======== Collected material ========

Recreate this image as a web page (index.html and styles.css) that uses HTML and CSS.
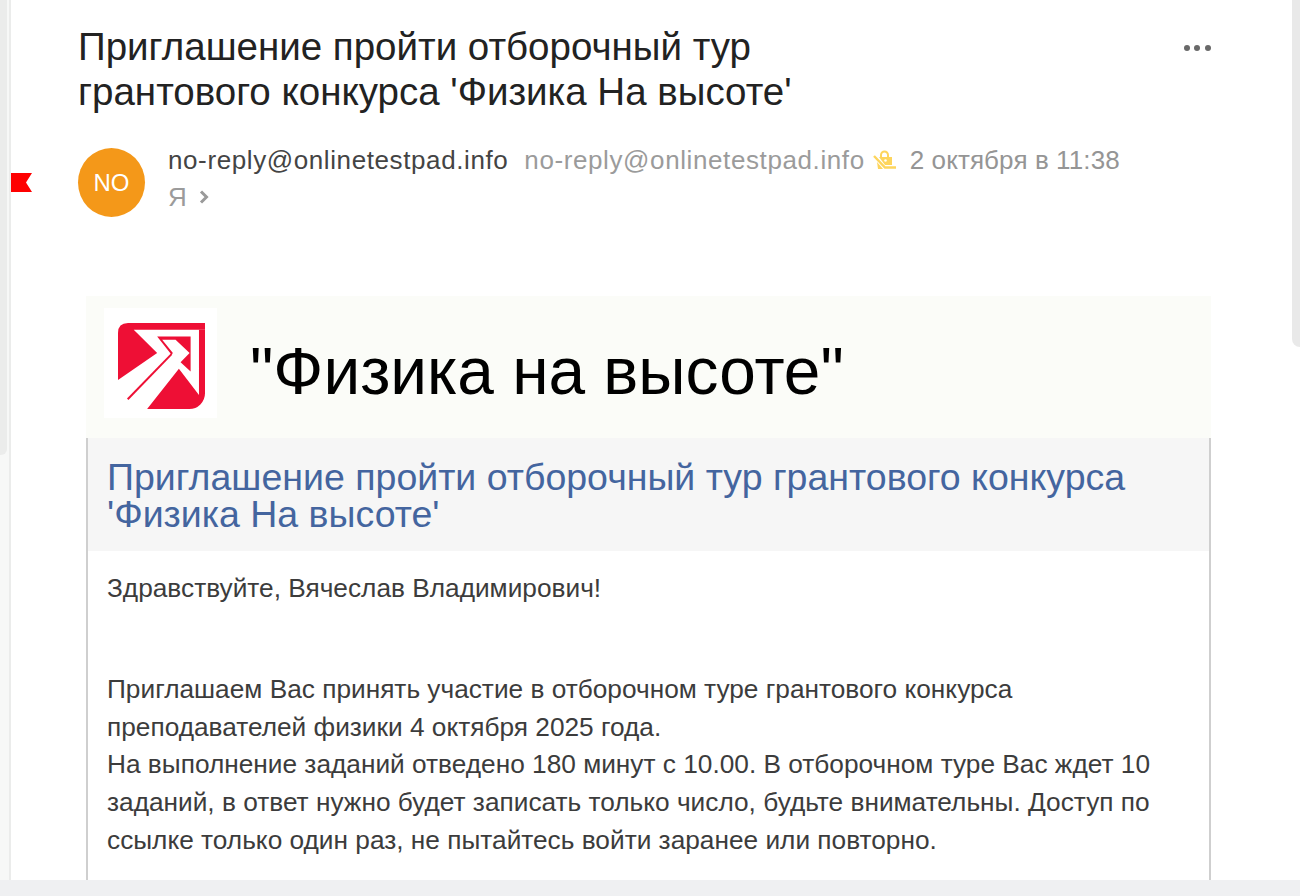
FILE: index.html
```html
<!DOCTYPE html>
<html lang="ru">
<head>
<meta charset="utf-8">
<title>Письмо</title>
<link rel="stylesheet" href="styles.css">
</head>
<body>
<div class="viewport">
  <div class="rail"><div class="rail-top"></div></div>
  <main class="mail">
    <header class="subject-row">
      <h1 class="subject">Приглашение пройти отборочный тур<br>грантового конкурса 'Физика На высоте'</h1>
      <div class="more"><i></i><i></i><i></i></div>
    </header>
    <section class="meta">
      <svg class="flag" viewBox="0 0 21 19" width="21" height="19"><path d="M0 0H21L15 9.500L21 19H0Z" fill="#fe0000"/></svg>
      <div class="avatar">NO</div>
      <div class="meta-text">
        <div class="from">
          <span class="from-name">no-reply@onlinetestpad.info</span>
          <span class="from-mail">no-reply@onlinetestpad.info</span>
          <svg class="lock" viewBox="872 154 23 20" width="23" height="20"><path d="M880 161V159a3.500 3.500 0 0 1 7 0V161" fill="none" stroke="#fdd55d" stroke-width="2"/><path d="M878 161H891V169H884Z" fill="#fdd55d"/><circle cx="884.500" cy="164.500" r="1.300" fill="#fff"/><path d="M873 160L884 171.500H895" fill="none" stroke="#fdd55d" stroke-width="2.400"/><path d="M876 166L882 173H877Z" fill="#fdd55d"/></svg>
          <span class="from-date">2 октября в 11:38</span>
        </div>
        <div class="to"><span>Я</span><svg viewBox="0 0 10 14" width="10" height="14"><path d="M2 1.500L7.500 7L2 12.500" fill="none" stroke="#9a9a9a" stroke-width="3"/></svg></div>
      </div>
    </section>
    <article class="letter">
      <div class="banner">
        <div class="logo-box">
          <svg viewBox="118 95 260 257" width="87" height="86">
            <path d="M118 125Q118 95 148 95H378V115H165L235 185L118 265Z" fill="#ee0f35"/>
            <path d="M360 115H378V305A47 47 0 0 1 331 352H205L300 232L360 310Z" fill="#ee0f35"/>
            <path d="M235 135H335V240L305 212L332 185L290 145H250L282 185L278 190Z" fill="#ee0f35"/>
            <path d="M147 323L278 188" stroke="#ee0f35" stroke-width="6" fill="none"/>
          </svg>
        </div>
        <div class="banner-title">"Физика на высоте"</div>
      </div>
      <div class="card">
        <h2 class="card-title">Приглашение пройти отборочный тур грантового конкурса 'Физика На высоте'</h2>
        <div class="card-body">
          <p class="greeting">Здравствуйте, Вячеслав Владимирович!</p>
          <p class="text">Приглашаем Вас принять участие в отборочном туре грантового конкурса<br>преподавателей физики 4 октября 2025 года.<br>На выполнение заданий отведено 180 минут с 10.00. В отборочном туре Вас ждет 10<br>заданий, в ответ нужно будет записать только число, будьте внимательны. Доступ по<br>ссылке только один раз, не пытайтесь войти заранее или повторно.</p>
        </div>
      </div>
    </article>
  </main>
  <div class="scroll"><div class="scroll-thumb"></div></div>
</div>
<div class="footer-band"></div>
</body>
</html>
```

FILE: styles.css
```css
* { box-sizing: border-box; }
html, body { margin: 0; height: 896px; overflow: hidden; background: #fff; }
body { font-family: "Liberation Sans", Arial, sans-serif; color: #2f2f2f; display: flex; flex-direction: column; }

.viewport { height: 880px; display: flex; overflow: hidden; background: #fff; }
.footer-band { height: 16px; background: #eff0f2; }

.rail { width: 11px; flex: none; background: #f7f8f7; border-right: 2px solid #ebeceb; }
.rail-top { height: 455px; width: 7px; background: #ebeceb; border-bottom-right-radius: 6px; }

.mail { flex: 1; min-width: 0; padding-top: 24px; }
.scroll { width: 8px; flex: none; }
.scroll-thumb { height: 347px; background: #e9e9e9; border-bottom-left-radius: 8px; }

.subject-row { display: flex; justify-content: space-between; padding: 0 81px 0 67px; }
.subject { margin: 0; font-size: 38.500px; line-height: 45px; font-weight: 400; color: #222; }
.more { display: flex; gap: 4.600px; padding-top: 21px; }
.more i { width: 6px; height: 6px; border-radius: 50%; background: #696969; }

.meta { position: relative; display: flex; gap: 23px; padding: 28px 0 0 67px; }
.flag { position: absolute; left: 0; top: 59px; }
.avatar { width: 67px; height: 69px; margin-top: 6px; border-radius: 50%; background: #f49819; color: #fff; font-size: 24px; display: flex; align-items: center; justify-content: center; }
.from { display: flex; align-items: center; height: 36px; font-size: 26px; white-space: nowrap; }
.from-name { color: #444; letter-spacing: 0.600px; }
.from-mail { color: #9b9b9b; letter-spacing: 0.600px; margin-left: 16px; }
.lock { margin-left: 8px; }
.from-date { color: #959595; letter-spacing: 0.100px; margin-left: 14px; }
.to { display: flex; align-items: center; gap: 12px; height: 34px; margin-top: 2px; font-size: 26px; color: #9b9b9b; }

.letter { margin: 79px 0 0 75px; width: 1125px; }
.banner { height: 142px; background: #fbfcf8; display: flex; align-items: center; padding: 0 0 0 18px; }
.logo-box { width: 113px; height: 110px; margin-top: -9px; background: #fff; display: flex; align-items: center; justify-content: center; }
.logo-box svg { margin: 6px 0 0 2px; }
.banner-title { font-size: 65.800px; color: #000; margin-left: 33px; padding-top: 7px; }

.card { border-left: 2px solid #cfcfcf; border-right: 2px solid #cfcfcf; }
.card-title { margin: 0; height: 113px; padding: 21px 60px 0 19px; background: #f6f6f6; font-size: 37.500px; line-height: 37px; font-weight: 400; color: #44659f; }
.card-body { padding: 18px 19px 60px; color: #3c3c3c; font-size: 26.250px; }
.greeting { margin: 0; line-height: 38px; }
.text { margin: 64px 0 0; line-height: 37.700px; white-space: nowrap; }
```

========

→ **Given problem**
Report how many lines hold the string "index", giving the number and nothing else.

→ **Task answer**
2